Tradeoff Got Paid ADR
std (esp-idf-rs) over no_std (esp-hal) Heap, threads, VFS, mbedtls, gitoxide-compatible +1 MB binary, +510 min builds ADR-001
Custom widget layer over Ratatui Dirty-rects aligned to e-ink regions; 200 KB binary back 500 LoC we own and maintain ADR-002
5.79" strip panel over 7.5" page or 10.3" reader 27 KB framebuffer, fast partial refresh, "Freewrite" UX Only ~11 visible lines ADR-003
gitoxide over libgit2-sys Pure Rust, modular, no FFI cross-compile pain Smart-HTTP path is newer; PSRAM profile unproven (spike 7) ADR-004
HTTPS + PAT over OAuth device-flow or SSH Simplest auth that gitoxide smart-HTTP already supports Long-lived secret on device; in v0.1 the PAT is compiled into the binary (dev-only target user makes this acceptable); v0.9 moves it to encrypted NVS ADR-005
std::thread over embassy or tokio Boring, debuggable, real stack traces; no exec to tune ~76 KB total stack across 5 tasks ADR-006
FAT-on-SD + LittleFS-on-flash split Desktop can read SD; config survives SD reformat Two filesystems to manage; FAT's power-loss weakness mitigated by atomic-rename ADR-007
Wall power for v0.1, battery deferred Measure real draw before sizing the cell Tethered MVP; not the final aesthetic ADR-008
USB host (TinyUSB) over BLE-HID No radio contention with Wi-Fi during push; keyboard powered from the device One more USB connector on enclosure ADR-009
Atomic Ctrl-G + auto-timestamp commit message One key, one outcome; matches the user's existing gct workflow; no modal prompt to slow H1 latency Commit history is timestamp noise; the device may author merge commits the user never sees; reversal would break muscle memory ADR-010

Conflicts left explicitly unresolved by v0.1

These are the live tensions we are watching, not deciding harder:

  • ADR-004 vs H9. If gitoxide cannot keep ≥ 1 MB PSRAM free at push peak, we are committed to switching transports for v0.1, not absorbing the OOM risk.
  • ADR-009 vs H6/H13. If TinyUSB host turns out unstable (spike 4), BLE-HID is the documented fallback — at the cost of Wi-Fi radio contention during push (re-checking H6).
  • ADR-007 vs H8. Power loss between FAT rename and dir flush yields the previous saved version.
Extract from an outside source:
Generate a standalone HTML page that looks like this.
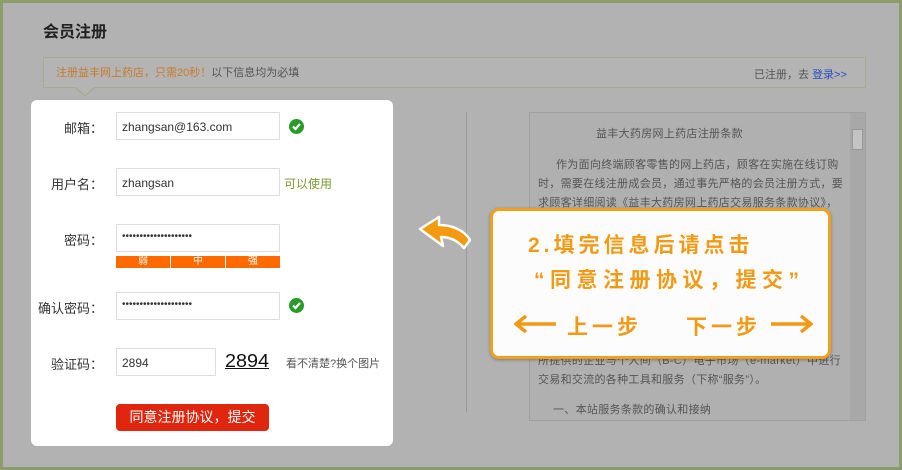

We document this as expected behavior; it becomes a real bug only if soak testing shows it triggering on routine saves.

8. Inconsistencies spotted and fixed

  • ADR-006 stack figure. ADR-006 previously said "~40 KB of stack space for task stacks" — but the v0.1 technical design's task table (usb 8 + wifi 8 + ui 16 + render 12 + git 32) sums to 76 KB. Updated ADR-006's Consequences section to reflect the actual budget and cross-reference the tech doc. The 76 KB figure still fits comfortably in the ESP32-S3's 512 KB internal SRAM, so no design change — just documentation accuracy.
  • Commit-message format triple-mismatch. README said git commit -m "wip", the v0.1 product doc said "wip <timestamp>", and the user's actual shell alias (gct / git-commit-timestamp) uses a pure ISO-8601 timestamp with no wip prefix. Resolved by aligning all docs on gct and recording the decision as ADR-010. Pulled the v0.7 roadmap item "Commit message prompt instead of hard-coded wip" — it's now contradicted by ADR-010 and removed.
  • First-run flow vs. target user. The v0.1 product doc described a captive-portal first-run, but the same doc names the v0.1 target user as the dev themselves ("Me. Solo."). Provisioning a solo-dev device through a captive portal is ceremony without a user. Resolved by switching v0.1 to build-time env-var config (no NVS, no LittleFS, no AP mode); on-device provisioning is the v0.9 release that introduces non-dev users. Touches ADR-005, ADR-007, the v0.1 product + technical docs, and the v0.9 roadmap entry.
  • Vocabulary leak. Earlier docs used "commit" and "push" as if they were distinct user actions; the gct/ADR-010 model collapses them into a single user-facing Publish. Resolved by introducing CONTEXT.md as the canonical glossary; user-facing text now uses Save and Publish only.

The minor variance between README's "~12 lines" and product/ADR-003's "~11 lines" of edit area is within rounding for a 14 px glyph in a 240 px tall edit region and is not load-bearing.


How to keep this document honest

  • When a new ADR lands, add its components to §5 and re-score any function-row whose dominant component changed.
  • When a spike returns numbers, update §6's "Target" or "Watched on" columns — this is the doc that should feel out of date if measured reality drifts from estimates.
  • The WHATs change rarely; the HOWs change with each release; the matrices are recomputed when either side changes.